▶ Required work: Pick out and copy every line below that has the word "this".

▶ Supplied information:
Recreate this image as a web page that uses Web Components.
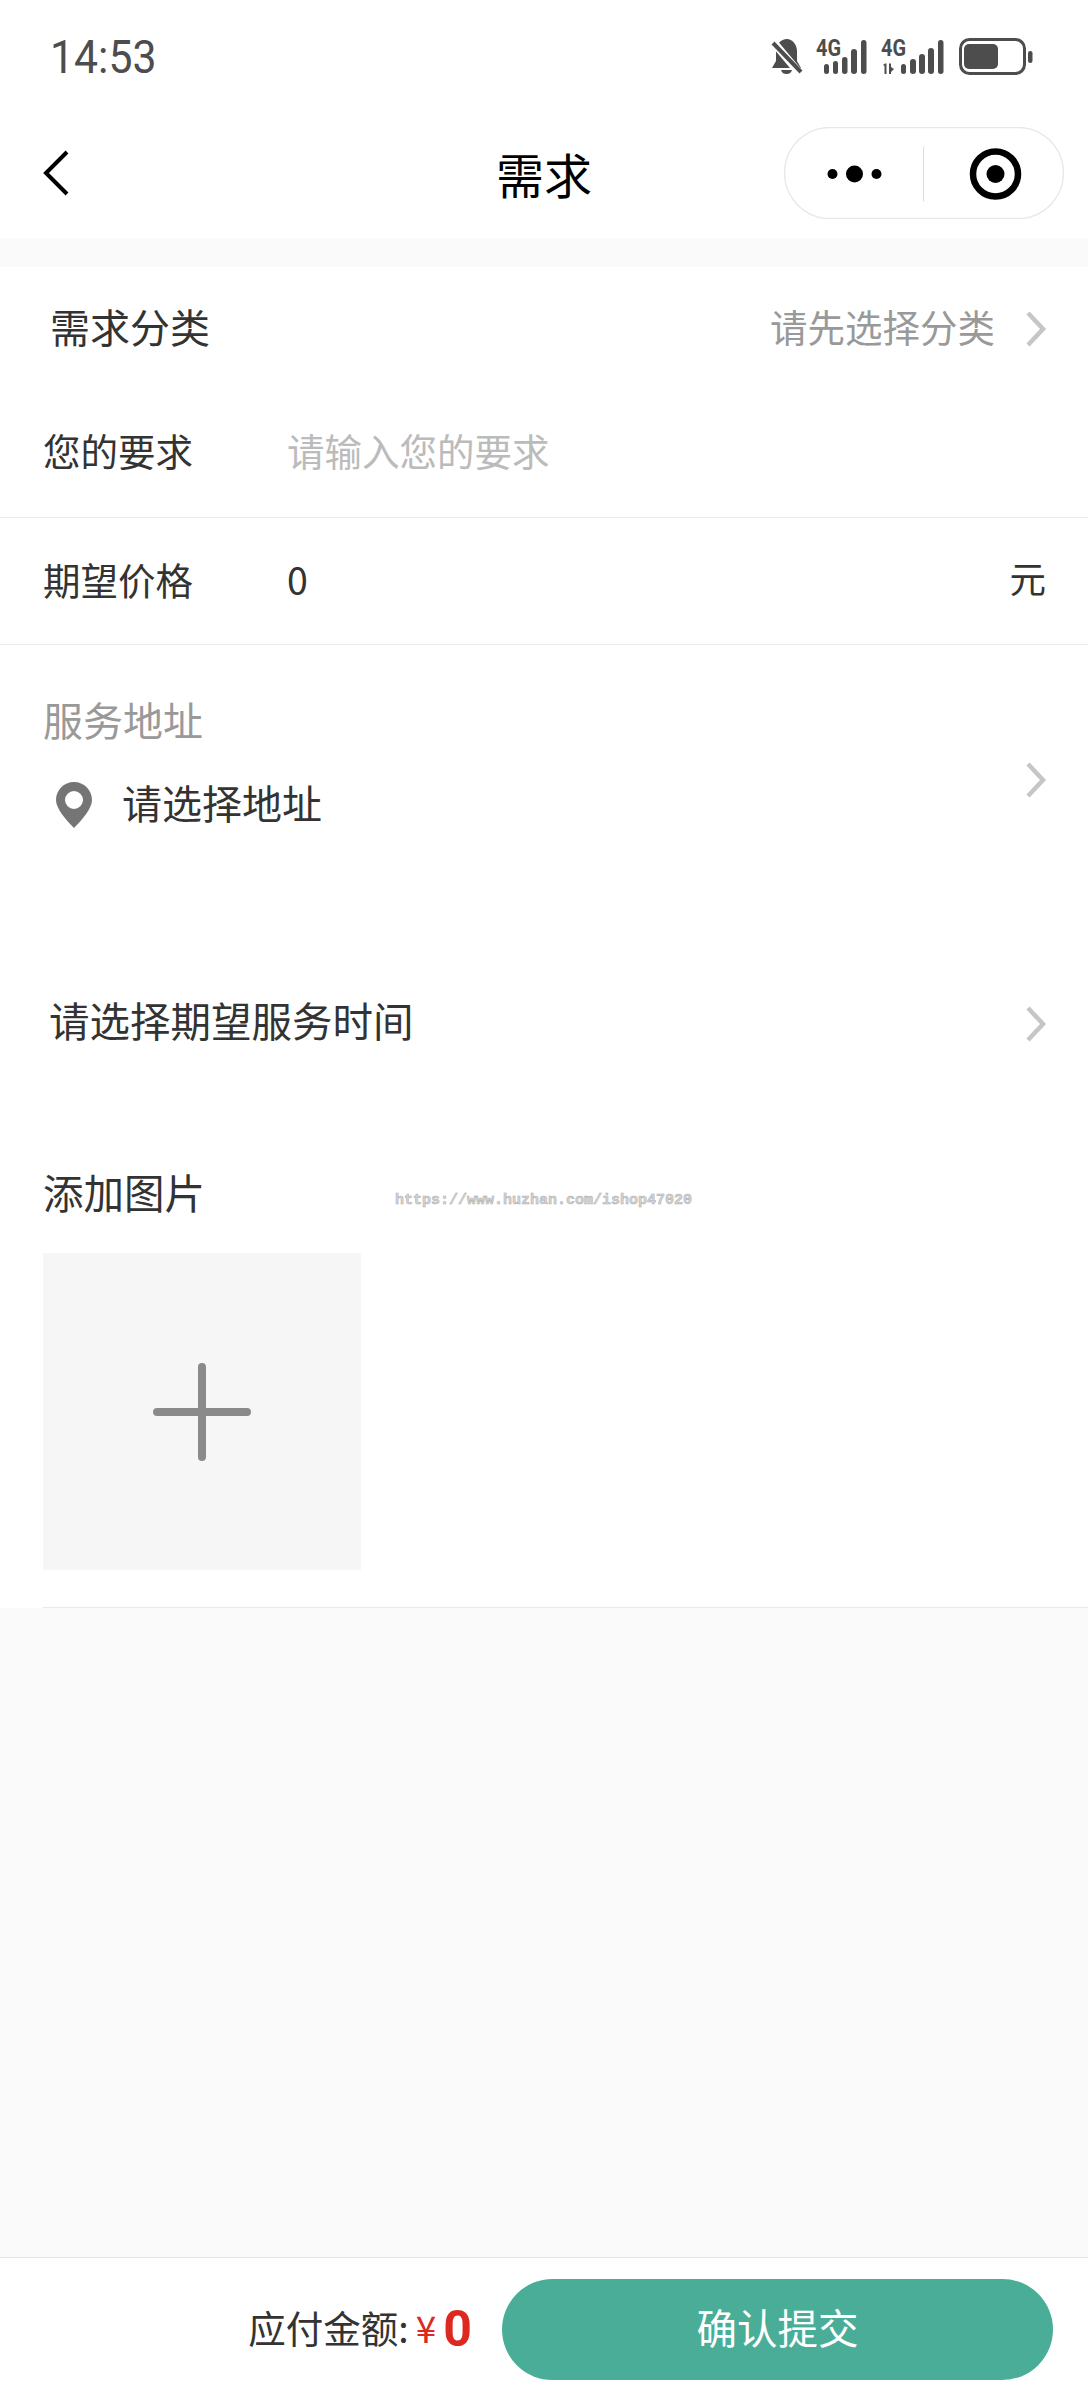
<!DOCTYPE html>
<html lang="zh-CN"><head><meta charset="utf-8"><title>需求</title>
<style>
html,body{margin:0;padding:0;background:#fafafa}
body{font-family:"Noto Sans CJK SC","Noto Sans",sans-serif;color:#333}
x-app{width:1088px;height:2400px}
</style></head><body>
<x-app>
  <x-status-bar time="14:53"></x-status-bar>
  <x-nav-bar>需求</x-nav-bar>
  <x-select-row h="120" inset="50" fs="40" hint="请先选择分类">需求分类</x-select-row>
  <x-input-row h="131" label="您的要求" placeholder="请输入您的要求"></x-input-row>
  <x-input-row h="127" label="期望价格" value="0" unit="元"></x-input-row>
  <x-address-row label="服务地址">请选择地址</x-address-row>
  <x-select-row h="212" inset="49" fs="40.500" pad="6">请选择期望服务时间</x-select-row>
  <x-upload-block label="添加图片" mark="https://www.huzhan.com/ishop47020"></x-upload-block>
  <x-pay-bar label="应付金额:" amount="0">确认提交</x-pay-bar>
</x-app>
<script>
function def(name, css, html, extra){
  customElements.define(name, class extends HTMLElement{
    connectedCallback(){
      if(this.shadowRoot) return;
      const r=this.attachShadow({mode:'open'});
      const a=n=>this.getAttribute(n)||'';
      r.innerHTML='<style>'+css+'</style>'+html(a,this);
      if(extra) extra(r,a,this);
    }
  });
}
const chev=`<svg width="22" height="38" viewBox="0 0 22 38" style="display:block;flex:none;margin-top:4px"><path d="M3 3 L18 19 L3 35" fill="none" stroke="#c6c6c6" stroke-width="4.500"/></svg>`;

def('x-app',`:host{display:flex;flex-direction:column;background:#fafafa;overflow:hidden}
 ::slotted(x-pay-bar){margin-top:auto}`,()=>`<slot></slot>`);

def('x-status-bar',`:host{display:flex;align-items:center;justify-content:space-between;height:108px;padding:6px 55px 0 50px;box-sizing:border-box;background:#fff;flex:none}
 .t{font:400 46px/1 Roboto,sans-serif;color:#4d4d4d;transform:scaleX(.93);transform-origin:left center}
 svg{display:block}
 text{font:700 23px "Roboto",sans-serif;fill:#4d4d4d}`,
 a=>`<div class="t">${a('time')}</div>
 <svg width="264" height="44" viewBox="770 34 264 44" aria-hidden="true" fill="#4d4d4d">
  <path d="M788 38c-6 0-11 5-11 12v10l-4 7h29l-4-7V50c0-7-5-12-10-12z"/>
  <path d="M771 37 L802 74" stroke="#fff" stroke-width="8"/>
  <path d="M774 42 L802 71" stroke="#4d4d4d" stroke-width="4"/>
  <path d="M782 69h11c-1 3-3 4-5.500 4s-4.500-1-5.500-4z"/>
  <text x="817" y="55" textLength="25" lengthAdjust="spacingAndGlyphs">4G</text>
  <g><rect x="825" y="63" width="5" height="10" rx="2.500"/><rect x="834" y="60" width="5" height="13" rx="2.500"/><rect x="843" y="56" width="5.500" height="17" rx="2.700"/><rect x="852" y="48" width="6" height="25" rx="3"/><rect x="862" y="39" width="5.500" height="34" rx="2.700"/></g>
  <text x="882" y="55" textLength="25" lengthAdjust="spacingAndGlyphs">4G</text>
  <path d="M884 64l2-1.500h1.500V73h-2v-8zM890 62.500h2V73h-2zM892 66l3 2-3 3z"/>
  <g><rect x="902" y="63" width="5" height="10" rx="2.500"/><rect x="911" y="58" width="6" height="15" rx="3"/><rect x="920" y="53" width="6" height="20" rx="3"/><rect x="929" y="47" width="6" height="26" rx="3"/><rect x="939" y="39" width="5.500" height="34" rx="2.700"/></g>
  <rect x="961.500" y="38.500" width="64" height="34" rx="9" fill="none" stroke="#4d4d4d" stroke-width="3"/>
  <rect x="965" y="43" width="34" height="25" rx="5"/>
  <rect x="1029" y="50" width="4.500" height="12" rx="2.200"/>
 </svg>`);

def('x-nav-bar',`:host{display:grid;grid-template-columns:1fr auto 1fr;align-items:center;height:130px;background:#fff;flex:none;margin-bottom:29px}
 .l{padding-left:43px}
 .title{font-size:48px;line-height:1;color:#000;padding-bottom:1px}
 .r{justify-self:end;margin-right:24px}
 svg{display:block}`,
 ()=>`<div class="l"><svg width="28" height="48" viewBox="0 0 28 48"><path d="M24 3 L3 24 L24 45" fill="none" stroke="#000" stroke-width="4"/></svg></div>
 <div class="title"><slot></slot></div>
 <div class="r"><svg width="280" height="92" viewBox="784.500 126.500 280 92">
  <rect x="785" y="127" width="279" height="91" rx="45.500" fill="#fff" stroke="#e8e8e8" stroke-width="1.500"/>
  <rect x="923.500" y="146" width="1" height="55" fill="#ddd"/>
  <circle cx="833" cy="173.500" r="5" /><circle cx="855" cy="173.500" r="8.500"/><circle cx="877" cy="173.500" r="5"/>
  <circle cx="996" cy="173.500" r="22.500" fill="none" stroke="#000" stroke-width="6.500"/><circle cx="996" cy="173.500" r="9"/>
 </svg></div>`);

def('x-select-row',`:host{display:flex;align-items:center;background:#fff;flex:none;box-sizing:border-box}
 .l{line-height:1;color:#333;flex:1;margin-bottom:3px}
 .h{font-size:37.500px;line-height:1;color:#999;margin:0 30px 3px 0}`,
 a=>`<div class="l" style="font-size:${a('fs')}px"><slot></slot></div>${a('hint')?`<div class="h">${a('hint')}</div>`:''}${chev}`,
 (r,a,el)=>{el.style.height=a('h')+'px';el.style.padding=`${a('pad')||0}px 41px 0 ${a('inset')}px`;});

def('x-input-row',`:host{display:flex;align-items:center;background:#fff;flex:none;box-sizing:border-box;padding:0 42px 0 43px;border-bottom:1px solid #e9e9e9}
 .l{font-size:37.500px;line-height:1;color:#333;width:244px;flex:none;margin-bottom:5px}
 .v{font-size:37.500px;line-height:1;color:#333;flex:1;margin-bottom:5px}
 .p{color:#bbb}
 .u{font-size:36.500px;line-height:1;color:#333;margin-bottom:5px}`,
 a=>`<div class="l">${a('label')}</div>
 <div class="v ${a('placeholder')?'p':''}">${a('placeholder')||a('value')}</div>
 ${a('unit')?`<div class="u">${a('unit')}</div>`:''}`,
 (r,a,el)=>{el.style.height=a('h')+'px';});

def('x-address-row',`:host{display:flex;align-items:flex-start;justify-content:space-between;height:268px;background:#fff;flex:none;box-sizing:border-box;padding:54px 41px 0 43px}
 .l{font-size:40px;line-height:1;color:#999}
 .a{display:flex;align-items:center;margin-top:42.500px;margin-left:13px;font-size:40px;line-height:1;color:#333;gap:30px}
 .a span{margin-bottom:6px}
 svg{display:block;flex:none}
 .c{margin-top:58px}`,
 a=>`<div><div class="l">${a('label')}</div>
 <div class="a"><svg width="36" height="46" viewBox="0 0 36 46"><path fill-rule="evenodd" fill="#757575" d="M18 0C8 0 0 8 0 18c0 8 9 19 18 28 9-9 18-20 18-28C36 8 28 0 18 0zm0 9a9 9 0 1 1 0 18 9 9 0 0 1 0-18z"/></svg><span><slot></slot></span></div></div>
 <div class="c">${chev}</div>`);

def('x-upload-block',`:host{display:block;background:#fff;flex:none;height:483px;box-sizing:border-box;position:relative;padding:47px 0 0 43px}
 .top{display:flex;align-items:flex-end;height:40px}
 .l{font-size:40.500px;line-height:40px;color:#333;width:352px;flex:none}
 .m{font:700 15px/1 "Liberation Mono",monospace;color:#d6d6d6;-webkit-text-stroke:.5px #aaa;width:297px;white-space:nowrap;position:relative;top:-4px}
 .box{width:318px;height:317px;margin-top:41px;background:#f6f6f6;display:flex;align-items:center;justify-content:center}
 .line{position:absolute;left:43px;right:0;bottom:0;height:1px;background:#e9e9e9}
 svg{display:block}`,
 a=>`<div class="top"><div class="l">${a('label')}</div><div class="m">${a('mark')}</div></div>
 <div class="box"><svg width="98" height="98" viewBox="0 0 98 98"><path d="M49 4V94M4 49H94" stroke="#8a8a8a" stroke-width="8" stroke-linecap="round"/></svg></div>
 <div class="line"></div>`);

def('x-pay-bar',`:host{display:flex;align-items:center;justify-content:flex-end;height:143px;background:#fff;border-top:1px solid #e4e4e4;box-sizing:border-box;flex:none;padding:0 35px 0 0}
 .t{font-size:37.500px;line-height:1;color:#333;white-space:nowrap;margin-bottom:5px}
 .y{font-size:37px;line-height:1;color:#dc2a20;margin:0 0 3px 7px}
 .n{font:700 50px/1 Roboto,sans-serif;color:#dc2a20;margin:0 30px 0 7px}
 .b{width:551px;height:101px;border-radius:50.500px;background:#4aad98;color:#fff;font-size:40.500px;line-height:1;display:flex;align-items:center;justify-content:center;box-sizing:border-box;padding-bottom:3px}`,
 a=>`<div class="t">${a('label')}</div><div class="y">¥</div><div class="n">${a('amount')}</div><div class="b"><slot></slot></div>`);
</script>
</body></html>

▶ Solved exercise:
Recreate this image as a web page that uses Web Components.
      if(this.shadowRoot) return;
      const r=this.attachShadow({mode:'open'});
      const a=n=>this.getAttribute(n)||'';
      r.innerHTML='<style>'+css+'</style>'+html(a,this);
      if(extra) extra(r,a,this);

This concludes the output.